I grew up in a majority hispanic community, but I'm not hispanic. I find it very hard to say "latinx" because that's not the label used when I was growing up. However, "hispanic" is apparently exclusive and should be avoided. I've asked my hispanic friends what they think about "latinx". They all hate it and never use it themselves. One said of the recent PC wave: "This is all perpetrated by clueless people, almost all white, who tell us what problems we suffer from and how we should solve them." I fall into the LGBT bucket and that's a different minefield, but I can sympathize.

I got off topic. Nonetheless I agree that if I were to constructively criticize these often misimplemented diversity initiatives, it wouldn't be well received. Meanwhile I'll let the compound interest do its thing.

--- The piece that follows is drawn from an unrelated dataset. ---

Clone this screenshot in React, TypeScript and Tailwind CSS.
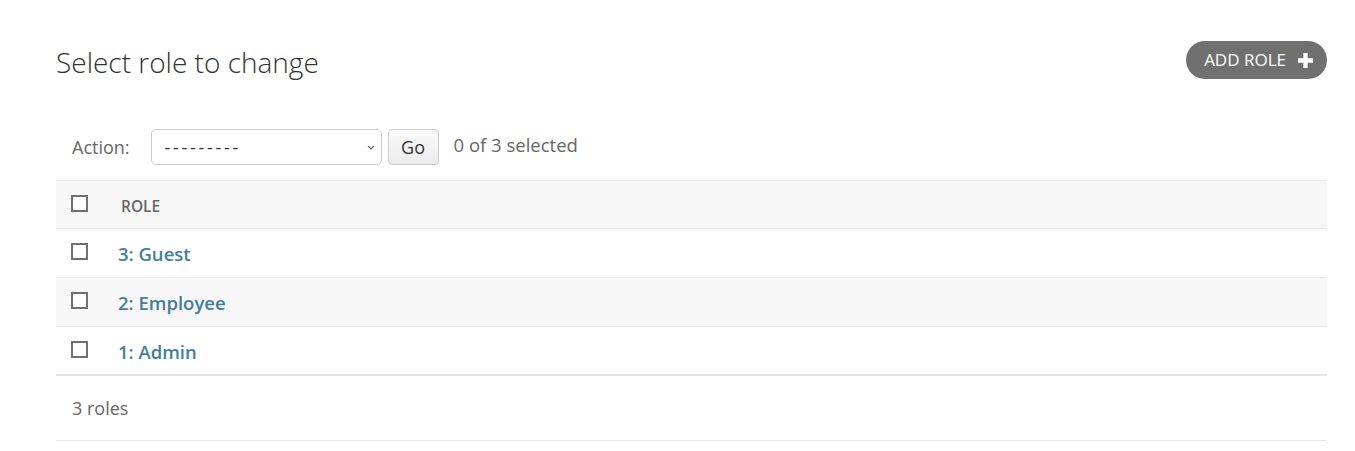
import React from "react";

const font = { fontFamily: '"Open Sans", "Noto Sans", sans-serif' };

function Box() {
  return <span className="inline-block w-[17px] h-[17px] border-2 border-[#707070] bg-white box-border" />;
}

export default function App() {
  const rows = ["3: Guest", "2: Employee", "1: Admin"];
  return (
    <div className="w-[1355px] h-[451px] bg-white pl-[56px] pr-[28px] pt-[41px] text-[#333]" style={font}>
      <div className="flex items-center justify-between h-[38px]">
        <h1 className="text-[28px] font-light text-[#333] leading-none mt-[4px]">Select role to change</h1>
        <button className="h-[38px] pl-[18px] pr-[14px] rounded-full bg-[#707070] text-white text-[17px] flex items-center gap-[12px]">
          <span>ADD ROLE</span>
          <svg width="15" height="15" viewBox="0 0 14 14"><path d="M5 0h4v5h5v4H9v5H5V9H0V5h5z" fill="white" /></svg>
        </button>
      </div>
      <div className="flex items-center h-[36px] mt-[50px] pl-[16px] text-[18px] text-[#666]">
        <span className="mr-[21px]">Action:</span>
        <div className="relative w-[231px] h-[36px] border border-[#ccc] rounded-[5px] flex items-center pl-[13px] text-[#333] text-[18px]">
          <span className="tracking-[2.7px] font-medium">---------</span>
          <svg className="absolute right-[6px] top-[15px]" width="8" height="6" viewBox="0 0 8 6"><path d="M1 1l3 3 3-3" stroke="#666" strokeWidth="1.2" fill="none" /></svg>
        </div>
        <button className="ml-[6px] w-[51px] h-[36px] border border-[#ccc] rounded-[4px] bg-gradient-to-b from-[#fafafa] to-[#ebebeb] text-[#333] text-[18px]">Go</button>
        <span className="ml-[15px] -mt-[4px] text-[18.5px]">0 of 3 selected</span>
      </div>
      <div className="mt-[15px]">
        <div className="flex h-[49px] bg-[#f7f7f7] border-y border-[#e8e8e8] items-start">
          <div className="w-[65px] pl-[15px] pt-[13px]"><Box /></div>
          <span className="pt-[14px] text-[15.5px] font-semibold text-[#666]">ROLE</span>
        </div>
        {rows.map((r, i) => (
          <div key={r} className={`flex h-[49px] items-start ${i === 2 ? "border-b-[2px] border-[#e4e4e4]" : "border-b border-[#e8e8e8]"} ${i === 1 ? "bg-[#f7f7f7]" : "bg-white"}`}>
            <div className="w-[62px] pl-[15px] pt-[13px]"><Box /></div>
            <a className="pt-[11px] text-[18.5px] font-semibold text-[#447e9b]">{r}</a>
          </div>
        ))}
        <div className="h-[65px] border-b border-[#e8e8e8] flex items-center pl-[16px] text-[18px] text-[#666]">3 roles</div>
      </div>
    </div>
  );
}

It's always awkward when the Anglo-sphere tries to see parts of the world with their racial lens. To be frank it's pretty ridiculous that we consider everyone from Asia to be the same race (literally 60% of the world population that encompasses people like this [1], this [2], and this [3] under one label, all three groups would probably see themselves as distinct races).

My understanding is that "Latinx" refers to people that are ethnically Mexico, Central America, and South American (and some parts of the Caribbean like Dominican Republic). Whereas "Hispanic" broadly refers to people who are from Spain's former colonies in the New World. So "Latinx" refers to race, but "Hispanic" refers to culture and encompasses people of a variety of races.

The US government is at least making progress. The US census disconnected "Hispanic" from the race category starting in 2010 [4]. So now people like me can appropriately say that I am racially white but also Hispanic.

1. https://duckduckgo.com/?q=chinese+people&t=canonical&iar=ima...

2. https://duckduckgo.com/?q=tajik+people&t=canonical&iax=image...

3. https://duckduckgo.com/?q=dravidian+people&t=canonical&iar=i...

4. https://www.census.gov/topics/population/hispanic-origin/abo...

My issue is with the made up term "Latinx" vs the correct Latino.
I find "Latinx" cringeworthy as well. Spanish defaults to the masculine adjective when referring to an unspecified group. If gendered adjectives bother someone, just use the English word: "Latin".